Treating the system this way — numbers flowing through a graph of components — is informal dataflow reasoning; doing it rigorously across a whole architecture is a post of its own.
Throughput
Little’s law took the arrival rate λ as given; throughput is how high λ can go. A system runs only as fast as its slowest node, so the recipe is to find that node, then move it with one of two levers.
Scale out. Throughput adds across parallel instances — double the slowest tier and you double its ceiling, until the next tier becomes the bottleneck. The slowest node, not the average, sets the budget.
Shed load before it arrives. A cache changes how many requests reach the slow tier at all. With a 90/10 hit split, only a tenth of traffic touches a database that tops out at 1,000 QPS, so the whole system sustains 1,000 / 0.1 = 10,000 QPS. The same split cuts expected latency the same way — 0.9 × 1 ms + 0.1 × 100 ms ≈ 11 ms — but that 11 ms is a mean, fit for capacity math and little else: nobody is actually served in 11 ms, and the unlucky tenth still waits the full 100 ms. The cheapest query is the one you never make.
Two limits keep the napkin honest:
- A ceiling per connection.
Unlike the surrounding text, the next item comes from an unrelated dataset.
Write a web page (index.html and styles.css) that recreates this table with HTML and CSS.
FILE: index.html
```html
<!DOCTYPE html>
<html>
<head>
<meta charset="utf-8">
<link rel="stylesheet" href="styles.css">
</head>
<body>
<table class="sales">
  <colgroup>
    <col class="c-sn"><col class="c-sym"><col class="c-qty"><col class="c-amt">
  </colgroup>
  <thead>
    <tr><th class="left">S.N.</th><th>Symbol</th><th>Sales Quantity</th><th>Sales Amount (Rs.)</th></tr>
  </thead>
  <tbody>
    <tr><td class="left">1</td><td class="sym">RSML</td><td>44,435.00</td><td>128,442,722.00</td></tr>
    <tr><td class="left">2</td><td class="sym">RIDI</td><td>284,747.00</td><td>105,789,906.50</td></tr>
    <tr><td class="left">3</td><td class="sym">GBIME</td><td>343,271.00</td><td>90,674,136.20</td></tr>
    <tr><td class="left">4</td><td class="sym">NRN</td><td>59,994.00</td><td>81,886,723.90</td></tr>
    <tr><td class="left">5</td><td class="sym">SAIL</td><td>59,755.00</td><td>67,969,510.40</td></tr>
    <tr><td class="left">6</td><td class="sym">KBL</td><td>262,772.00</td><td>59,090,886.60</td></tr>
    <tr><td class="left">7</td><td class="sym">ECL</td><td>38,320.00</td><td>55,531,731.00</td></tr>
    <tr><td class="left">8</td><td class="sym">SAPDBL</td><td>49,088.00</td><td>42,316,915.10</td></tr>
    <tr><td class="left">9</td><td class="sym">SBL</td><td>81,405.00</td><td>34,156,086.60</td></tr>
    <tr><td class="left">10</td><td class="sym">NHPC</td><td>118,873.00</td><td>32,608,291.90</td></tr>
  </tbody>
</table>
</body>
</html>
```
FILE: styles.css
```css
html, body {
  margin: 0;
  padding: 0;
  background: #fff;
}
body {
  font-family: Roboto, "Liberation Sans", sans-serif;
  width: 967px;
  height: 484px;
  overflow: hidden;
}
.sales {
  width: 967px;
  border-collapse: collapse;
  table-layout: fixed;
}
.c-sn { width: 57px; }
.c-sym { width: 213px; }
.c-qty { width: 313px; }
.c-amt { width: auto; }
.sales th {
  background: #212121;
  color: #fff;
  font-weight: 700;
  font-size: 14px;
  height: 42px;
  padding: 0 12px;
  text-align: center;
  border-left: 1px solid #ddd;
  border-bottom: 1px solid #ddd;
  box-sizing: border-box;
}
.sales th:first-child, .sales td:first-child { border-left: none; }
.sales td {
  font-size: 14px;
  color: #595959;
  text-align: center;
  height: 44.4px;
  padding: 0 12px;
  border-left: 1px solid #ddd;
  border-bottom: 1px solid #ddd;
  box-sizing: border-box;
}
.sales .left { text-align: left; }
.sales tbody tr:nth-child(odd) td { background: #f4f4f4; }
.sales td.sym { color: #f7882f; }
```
A single TCP stream can’t exceed
RWIN / RTT— the receive window over the round trip. A 64 KB window — the classic figure from before window scaling — across a 100 ms link caps one stream at ~640 KB/s however fat the pipe; modern stacks autotune windows into the megabytes, which raises the ceiling without removing it. Long-haul bulk transfer is window-bound, not bandwidth-bound. - Average is not peak. Nodes slow under load — GC pauses, lock contention, cache eviction — so the sustained rate sits below the benchmarked peak. Size for the rate you’ll actually run at and keep a margin above it for the spikes — that margin is the headroom from the opening list, picked on purpose rather than discovered in an outage.
Failure rates multiply
Availability composes by multiplication. A request that depends on N services, each up 99.9% of the time, succeeds only 0.999^N of the time — ten such dependencies already drag you to ~99%. Each dependency you add is another factor below one and another latency floor.
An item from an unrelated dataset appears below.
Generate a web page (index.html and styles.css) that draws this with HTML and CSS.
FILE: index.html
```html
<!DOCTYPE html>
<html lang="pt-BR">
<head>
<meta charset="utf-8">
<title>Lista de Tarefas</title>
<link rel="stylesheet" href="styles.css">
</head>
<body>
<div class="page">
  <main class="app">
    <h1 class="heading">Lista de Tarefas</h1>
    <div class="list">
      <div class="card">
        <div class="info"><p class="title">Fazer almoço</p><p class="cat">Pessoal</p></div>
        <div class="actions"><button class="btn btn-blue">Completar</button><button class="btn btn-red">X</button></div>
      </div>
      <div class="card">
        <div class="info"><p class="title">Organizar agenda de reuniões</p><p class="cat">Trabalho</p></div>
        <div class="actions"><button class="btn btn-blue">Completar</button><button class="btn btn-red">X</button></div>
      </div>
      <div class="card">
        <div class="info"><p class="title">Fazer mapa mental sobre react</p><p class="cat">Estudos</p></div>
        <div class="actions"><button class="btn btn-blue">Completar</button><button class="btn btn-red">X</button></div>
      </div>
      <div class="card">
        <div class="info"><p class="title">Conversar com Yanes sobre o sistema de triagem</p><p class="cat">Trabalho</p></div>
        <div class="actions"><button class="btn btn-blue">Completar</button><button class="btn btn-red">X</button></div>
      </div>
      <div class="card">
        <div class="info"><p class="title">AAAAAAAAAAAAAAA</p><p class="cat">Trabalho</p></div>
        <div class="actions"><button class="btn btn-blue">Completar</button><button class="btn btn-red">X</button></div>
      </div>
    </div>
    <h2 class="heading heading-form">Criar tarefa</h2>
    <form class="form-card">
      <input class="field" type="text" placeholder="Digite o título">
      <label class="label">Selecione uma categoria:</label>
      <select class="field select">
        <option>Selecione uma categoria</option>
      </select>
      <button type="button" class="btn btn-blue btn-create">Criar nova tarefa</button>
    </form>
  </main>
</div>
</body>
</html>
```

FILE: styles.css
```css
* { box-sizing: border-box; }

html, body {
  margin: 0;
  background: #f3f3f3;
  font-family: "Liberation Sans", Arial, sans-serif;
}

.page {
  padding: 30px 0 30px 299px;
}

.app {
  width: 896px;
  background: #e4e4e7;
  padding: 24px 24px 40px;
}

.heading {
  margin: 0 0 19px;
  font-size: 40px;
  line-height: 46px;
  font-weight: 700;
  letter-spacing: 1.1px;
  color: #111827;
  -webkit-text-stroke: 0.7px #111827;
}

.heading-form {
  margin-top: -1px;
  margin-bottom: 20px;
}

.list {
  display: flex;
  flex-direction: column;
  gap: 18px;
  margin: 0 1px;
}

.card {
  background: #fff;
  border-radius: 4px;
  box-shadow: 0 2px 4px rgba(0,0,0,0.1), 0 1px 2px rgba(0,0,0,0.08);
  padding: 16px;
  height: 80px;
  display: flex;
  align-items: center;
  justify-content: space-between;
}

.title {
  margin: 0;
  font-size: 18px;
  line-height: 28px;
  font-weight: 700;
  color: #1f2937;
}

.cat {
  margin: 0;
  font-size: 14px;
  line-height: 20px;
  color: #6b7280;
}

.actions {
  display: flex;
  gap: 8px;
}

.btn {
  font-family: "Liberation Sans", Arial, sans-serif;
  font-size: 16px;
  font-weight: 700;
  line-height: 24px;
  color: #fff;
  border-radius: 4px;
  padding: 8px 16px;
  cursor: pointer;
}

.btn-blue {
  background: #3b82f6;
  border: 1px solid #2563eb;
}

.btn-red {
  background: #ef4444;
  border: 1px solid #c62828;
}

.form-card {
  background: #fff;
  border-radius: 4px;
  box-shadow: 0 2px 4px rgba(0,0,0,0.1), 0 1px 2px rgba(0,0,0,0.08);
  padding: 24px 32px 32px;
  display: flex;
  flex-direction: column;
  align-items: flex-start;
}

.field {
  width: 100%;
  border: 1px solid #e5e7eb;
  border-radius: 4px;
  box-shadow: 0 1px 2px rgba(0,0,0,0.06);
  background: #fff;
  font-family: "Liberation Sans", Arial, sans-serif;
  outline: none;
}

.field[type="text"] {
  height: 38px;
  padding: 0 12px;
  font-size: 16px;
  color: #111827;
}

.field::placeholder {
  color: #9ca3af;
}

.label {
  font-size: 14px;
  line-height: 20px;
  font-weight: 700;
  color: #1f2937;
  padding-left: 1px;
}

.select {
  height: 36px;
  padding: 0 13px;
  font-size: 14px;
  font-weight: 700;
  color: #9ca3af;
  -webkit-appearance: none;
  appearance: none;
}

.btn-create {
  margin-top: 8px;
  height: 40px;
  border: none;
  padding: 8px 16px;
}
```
Make the nines concrete first. A failure rate is 1 − availability, and a year of it is (1 − availability) × 365 × 24 h:
| Availability | Downtime/year |
|---|---|
| 99.999% (“five nines”) | 5.3 min |
| 99.99% | 53 min |
| 99.9% | 8.8 h |
| 99% | 3.7 days |
To compose them on a napkin, skip the multiplication: when failure rates are small, add them. (1 − n)(1 − m) = 1 − n − m + nm ≈ 1 − n − m, since nm is negligible. Three dependencies at 99.9%, 99.8%, and 99.7% sum to a failure rate of 0.001 + 0.002 + 0.003 = 0.006 — about 99.4% together, exact to four digits (99.4011%).
The sign flips with redundancy. Serial dependencies multiply availabilities, so each one you need shrinks the product. Redundant copies multiply failure rates instead: three independent 99.9% replicas fail together only 0.001^3 of the time — 99.9999999%. The word independent carries that figure: replicas that share a deploy, a bug, or a rack fail together far more often than the multiplication promises. Whether multiplication punishes or pays depends on whether the parts are all-required or any-suffices.
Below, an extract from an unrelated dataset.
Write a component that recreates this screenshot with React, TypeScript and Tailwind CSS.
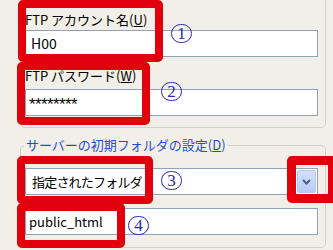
import React from "react";

const font = { fontFamily: '"Noto Sans CJK JP", "Noto Sans", sans-serif' };

function Circled({ n, className }: { n: string; className: string }) {
  return (
    <div
      className={`absolute flex h-[19px] w-[21px] items-center justify-center rounded-full border border-[#2a2ab8] text-[17px] leading-none text-[#2a2ab8] ${className}`}
      style={{ fontFamily: '"Liberation Serif", serif' }}
    >
      {n}
    </div>
  );
}

export default function App() {
  return (
    <div className="relative h-[250px] w-[333px] overflow-hidden bg-[#f1efe8] text-[13px] text-black" style={font}>
      {/* upper group */}
      <div className="mt-[-10px] ml-[20px] flex h-[138px] w-[306px] flex-col rounded-[5px] border border-[#d3d1c3] pt-[21px] pl-[4px] pr-[7px]">
        <div className="h-[16px] leading-[16px]">
          FTP アカウント名(<span className="underline">U</span>)
        </div>
        <div className="mt-[2px] flex h-[27px] items-center border border-[#8ea2b8] bg-white pl-[5px] text-[14px]">H00</div>
        <div className="mt-[11px] h-[16px] leading-[16px]">
          FTP パスワード(<span className="underline">W</span>)
        </div>
        <div
          className="mt-[5px] flex h-[27px] items-center border border-[#8ea2b8] bg-white pt-[5px] pl-[3px] text-[17px] tracking-[-0.6px]"
          style={{ fontFamily: '"Liberation Sans", sans-serif' }}
        >
          ********
        </div>
      </div>

      {/* lower group */}
      <div className="relative mt-[17px] ml-[20px] flex h-[103px] w-[306px] flex-col rounded-[5px] border border-[#d3d1c3] pt-[22px] pl-[4px] pr-[7px]">
        <div className="absolute top-[-9px] left-[3px] bg-[#f1efe8] px-[2px] leading-[16px] text-[#1e4fd2]">
          サーバーの初期フォルダの設定(<span className="underline">D</span>)
        </div>
        <div className="flex h-[27px] items-center justify-between border border-[#8ea2b8] bg-white pl-[6px] pr-[1px]">
          <span className="tracking-[-0.8px]">指定されたフォルダ</span>
          <div className="flex h-[23px] w-[19px] items-center justify-center rounded-[2px] border border-[#b7c9f0] bg-gradient-to-b from-[#d3e0fb] to-[#b6cbf6]">
            <svg width="9" height="6" viewBox="0 0 9 6">
              <path d="M1 1 L4.5 4.5 L8 1" fill="none" stroke="#4a5d86" strokeWidth="2" />
            </svg>
          </div>
        </div>
        <div className="mt-[13px] flex h-[27px] items-center border border-[#8ea2b8] bg-white pl-[3px] text-[13px]">public_html</div>
      </div>

      {/* red annotation boxes */}
      <div className="absolute top-[0px] left-[18px] h-[62px] w-[145px] rounded-[5px] border-[8px] border-[#e2000c]" />
      <div className="absolute top-[62px] left-[17px] h-[63px] w-[133px] rounded-[5px] border-[8px] border-[#e2000c]" />
      <div className="absolute top-[156px] left-[17px] h-[48px] w-[136px] rounded-[5px] border-[8px] border-[#e2000c]" />
      <div className="absolute top-[203px] left-[17px] h-[45px] w-[108px] rounded-[5px] border-[8px] border-[#e2000c]" />
      <div className="absolute top-[156px] left-[287px] h-[47px] w-[50px] rounded-[5px] border-[9px] border-[#e2000c]" />

      <Circled n="1" className="top-[24px] left-[171px]" />
      <Circled n="2" className="top-[82px] left-[161px]" />
      <Circled n="3" className="top-[171px] left-[161px]" />
      <Circled n="4" className="top-[216px] left-[128px]" />
    </div>
  );
}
The nine nines hide a second assumption: any-suffices holds only while the survivors can carry the load. Say each of three replicas handles 100 req/s and the sustained load is 210 req/s. Together they offer 300 req/s — comfortable. Lose one, and the remaining 200 req/s sits below the arrival rate: the system is no longer stable, the queue grows without bound, and the spiral we met sizing pools finishes the job. No triple failure required — one dead node takes the other two down with it. Redundancy pays only when the nodes we keep can absorb the load of the nodes we lose; otherwise the balance is far more delicate than “all three failed — highly unlikely”.
The downtime table hides one too: those 8.8 hours a year are not sprinkled evenly across the calendar. If the business has a well-defined peak — Christmas prime time for a retailer — guess when the system will pick to go down. (Ask me how I know.) Nothing mystical: peak time is when the system is tried hardest — the most requests, the most complex ones, the least headroom — so failure probability concentrates exactly where an hour of downtime costs the most. For a system with known peaks, plan ahead and add capacity before the peak, just to be sure — especially when past data gives a forecast to size against.
Then prototype what it rests on
An estimate is a filter, not a verdict: it rules out the designs that can’t work and narrows the field for almost nothing. But the few pieces the whole architecture leans on earn a second pass — prototype them under a realistic workload before committing to the build. The napkin says a fixed pool should sustain 250 req/s; a load test on representative traffic tells you whether it does, where the knee is, and which term you guessed wrong. Estimate everywhere, measure what’s load-bearing, then build.
Summary
Four formulas and one ladder decide most of an architecture: L = λW for capacity, propagation for the latency floor, the path sum for delay to a customer, multiplied availabilities for failure, and the orders-of-magnitude ladder for everything else. The estimating itself needs no profiler, prototype, or benchmark — just arithmetic, done first. The estimate that rules out a design on a napkin is the cheapest one you will ever make.